For the push buttons I also had two clear-on-read register bits, one for current state (1=pressed) and the other to indicate a change since the last read. But since the buttons will really only bounce when going from open to closed, we just need to debounce the closed to open interval. Which means we only need one bit per push button, with a 1 indicating that the button is either currently pressed or was pressed since the last read, with the "currently pressed" setting taking precedence over the clear-on-read clearing (necessary for correct tracking).

I have a tendency to overthink this kind of stuff - both of these changes are so basic I couldn't see them before. I'm also combining the push button and rotary encoder Hive registers as this makes sense.

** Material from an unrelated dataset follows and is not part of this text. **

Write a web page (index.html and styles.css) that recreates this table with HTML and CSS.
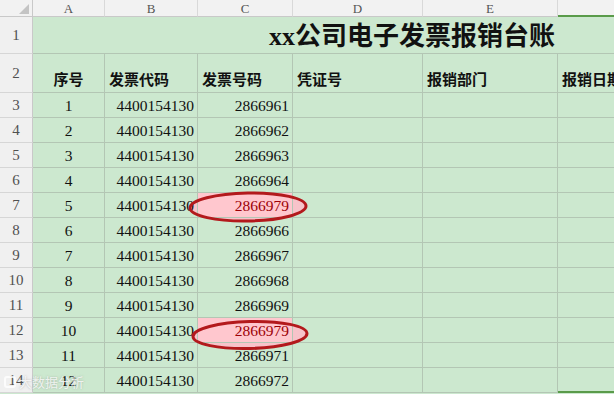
FILE: index.html
```html
<!DOCTYPE html>
<html lang="zh">
<head>
<meta charset="utf-8">
<title>xx公司电子发票报销台账</title>
<link rel="stylesheet" href="styles.css">
</head>
<body>
<div class="page">
  <svg class="fills" width="614" height="394" viewBox="0 0 614 394">
    <ellipse cx="248" cy="207" rx="58" ry="14" transform="rotate(-1 248 207)" fill="#f7c3ca"/>
    <ellipse cx="250" cy="335" rx="57" ry="13.5" transform="rotate(-1.5 250 335)" fill="#f7c3ca"/>
  </svg>

  <div class="sheet">
    <div class="corner"><span class="tri"></span></div>
    <div class="colhead">A</div>
    <div class="colhead">B</div>
    <div class="colhead">C</div>
    <div class="colhead">D</div>
    <div class="colhead">E</div>
    <div class="colhead sel"></div>

    <div class="rowhead">1</div>
    <div class="title">xx公司电子发票报销台账</div>

    <div class="rowhead">2</div>
    <div class="cell lbl center">序号</div>
    <div class="cell lbl">发票代码</div>
    <div class="cell lbl">发票号码</div>
    <div class="cell lbl">凭证号</div>
    <div class="cell lbl">报销部门</div>
    <div class="cell lbl">报销日期</div>

    <div class="rowhead">3</div><div class="cell num center">1</div><div class="cell num right">4400154130</div><div class="cell num right">2866961</div><div class="cell"></div><div class="cell"></div><div class="cell"></div>
    <div class="rowhead">4</div><div class="cell num center">2</div><div class="cell num right">4400154130</div><div class="cell num right">2866962</div><div class="cell"></div><div class="cell"></div><div class="cell"></div>
    <div class="rowhead">5</div><div class="cell num center">3</div><div class="cell num right">4400154130</div><div class="cell num right">2866963</div><div class="cell"></div><div class="cell"></div><div class="cell"></div>
    <div class="rowhead">6</div><div class="cell num center">4</div><div class="cell num right">4400154130</div><div class="cell num right">2866964</div><div class="cell"></div><div class="cell"></div><div class="cell"></div>
    <div class="rowhead">7</div><div class="cell num center">5</div><div class="cell num right">4400154130</div><div class="cell num right dup">2866979</div><div class="cell"></div><div class="cell"></div><div class="cell"></div>
    <div class="rowhead">8</div><div class="cell num center">6</div><div class="cell num right">4400154130</div><div class="cell num right">2866966</div><div class="cell"></div><div class="cell"></div><div class="cell"></div>
    <div class="rowhead">9</div><div class="cell num center">7</div><div class="cell num right">4400154130</div><div class="cell num right">2866967</div><div class="cell"></div><div class="cell"></div><div class="cell"></div>
    <div class="rowhead">10</div><div class="cell num center">8</div><div class="cell num right">4400154130</div><div class="cell num right">2866968</div><div class="cell"></div><div class="cell"></div><div class="cell"></div>
    <div class="rowhead">11</div><div class="cell num center">9</div><div class="cell num right">4400154130</div><div class="cell num right">2866969</div><div class="cell"></div><div class="cell"></div><div class="cell"></div>
    <div class="rowhead">12</div><div class="cell num center">10</div><div class="cell num right">4400154130</div><div class="cell num right dup">2866979</div><div class="cell"></div><div class="cell"></div><div class="cell"></div>
    <div class="rowhead">13</div><div class="cell num center">11</div><div class="cell num right">4400154130</div><div class="cell num right">2866971</div><div class="cell"></div><div class="cell"></div><div class="cell"></div>
    <div class="rowhead">14</div><div class="cell num center">12</div><div class="cell num right">4400154130</div><div class="cell num right">2866972</div><div class="cell"></div><div class="cell"></div><div class="cell selbottom"></div>
  </div>

  <svg class="marks" width="614" height="394" viewBox="0 0 614 394">
    <ellipse cx="248" cy="207" rx="58" ry="14" transform="rotate(-1 248 207)" fill="none" stroke="#b3191c" stroke-width="3"/>
    <ellipse cx="250" cy="335" rx="57" ry="13.5" transform="rotate(-1.5 250 335)" fill="none" stroke="#b3191c" stroke-width="3"/>
  </svg>

  <div class="watermark"><span class="wm-icon"></span>大数据分析</div>
</div>
</body>
</html>
```

FILE: styles.css
```css
html, body {
  margin: 0;
  padding: 0;
  overflow: hidden;
  background: #cce8cf;
}

.page {
  position: relative;
  width: 614px;
  height: 394px;
  overflow: hidden;
  background: #cce8cf;
}

.fills {
  position: absolute;
  left: 0;
  top: 0;
  z-index: 0;
}

.sheet {
  position: relative;
  z-index: 1;
  display: grid;
  grid-template-columns: 33px 72px 93px 95px 130px 135px 100px;
  grid-template-rows: 17px 37px 39px repeat(12, 25px);
  width: 658px;
}

.corner {
  background: #f2f2f2;
  border-right: 1px solid #c9c9c9;
  border-bottom: 1px solid #c9c9c9;
  box-sizing: border-box;
  position: relative;
}

.tri {
  position: absolute;
  right: 3px;
  bottom: 2px;
  width: 0;
  height: 0;
  border-left: 10px solid transparent;
  border-bottom: 10px solid #c4c4c4;
}

.colhead {
  background: #f2f2f2;
  border-right: 1px solid #d9d9d9;
  border-bottom: 1px solid #c9c9c9;
  box-sizing: border-box;
  display: flex;
  align-items: center;
  justify-content: center;
  font-family: "Liberation Serif", serif;
  font-size: 13px;
  color: #555;
  line-height: 1;
}

.colhead.sel {
  border-bottom: 2px solid #5a9b4a;
}

.rowhead {
  background: #f0f0f0;
  border-right: 1px solid #c9c9c9;
  border-bottom: 1px solid #d6d6d6;
  box-sizing: border-box;
  display: flex;
  align-items: center;
  justify-content: center;
  font-family: "Liberation Serif", serif;
  font-size: 15px;
  color: #505050;
  line-height: 1;
}

.title {
  grid-column: span 6;
  border-bottom: 1px solid #b3c6b4;
  box-sizing: border-box;
  display: flex;
  align-items: flex-end;
  padding-left: 236px;
  padding-bottom: 3px;
  font-family: "Liberation Serif", "Noto Sans CJK SC", serif;
  font-weight: 700;
  font-size: 26px;
  line-height: 1;
  color: #111;
  white-space: nowrap;
}

.cell {
  border-right: 1px solid #b3c6b4;
  border-bottom: 1px solid #b3c6b4;
  box-sizing: border-box;
  display: flex;
  align-items: flex-end;
  padding: 0 3px 2px 4px;
  color: #111;
  white-space: nowrap;
  min-width: 0;
  overflow: visible;
}

.lbl {
  font-family: "Noto Sans CJK SC", sans-serif;
  font-weight: 700;
  font-size: 15px;
  line-height: 1;
  padding-bottom: 6px;
}

.num {
  font-family: "Liberation Serif", serif;
  font-size: 15.5px;
  line-height: 1;
  padding-bottom: 4px;
}

.center { justify-content: center; padding-left: 0; padding-right: 0; }
.right { justify-content: flex-end; }

.dup {
  background: #ffc7ce;
  color: #9c0006;
}

.selbottom {
  border-bottom: 2px solid #5a9b4a;
}

.marks {
  position: absolute;
  left: 0;
  top: 0;
  z-index: 2;
  pointer-events: none;
}

.watermark {
  position: absolute;
  z-index: 3;
  left: 4px;
  bottom: 3px;
  display: flex;
  align-items: center;
  gap: 3px;
  font-family: "Noto Sans CJK SC", sans-serif;
  font-size: 13px;
  color: rgba(255, 255, 255, 0.8);
  text-shadow: 0 0 2px rgba(120, 120, 120, 0.5);
}

.wm-icon {
  width: 12px;
  height: 12px;
  border: 2px solid rgba(255, 255, 255, 0.8);
  border-radius: 3px;
  box-sizing: border-box;
}
```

Thinking ahead to the assembly code that handles the encoders, I want to incorporate some kind of velocity sensing on the rotation speed to increase the inc/dec value for faster turns. I think maybe I can use the push button debounce interval for this. So I hooked an encoder up to my scope with a pull-up resistor and looked at what the software might encounter. A really fast spin with no knob gives detent-to-detent speeds of ~1 ms (1kHz!). A more reasonable fast spin is maybe ~4 ms, and a fairly slow spin is around 50 ms. If we sample the hardware at 48 kHz we'll definitely catch all events. If we then sub-sample this at 1/(2^-12) *48 kHz we get a debounce interval of around 10 Hz or 100 ms (which should be adequate for LCD update too). The reasonably fast spin count in this interval would be 25, the fairly slow spin 2. So I'm thinking of taking the debounce interval spin count, squaring it, dividing it by 4 (>>2), and adding this to the count (taking direction sign into account of course). This would give 25 + 25^2 / 4 = 181 per detent for fast, 2 + 2^2/4 = 2 for the slow, an exponential distribution in-between, and +/- 1 below. This will be the first thing I try anyway.

Until you really get into the software, it's hard to know what the hardware should look like.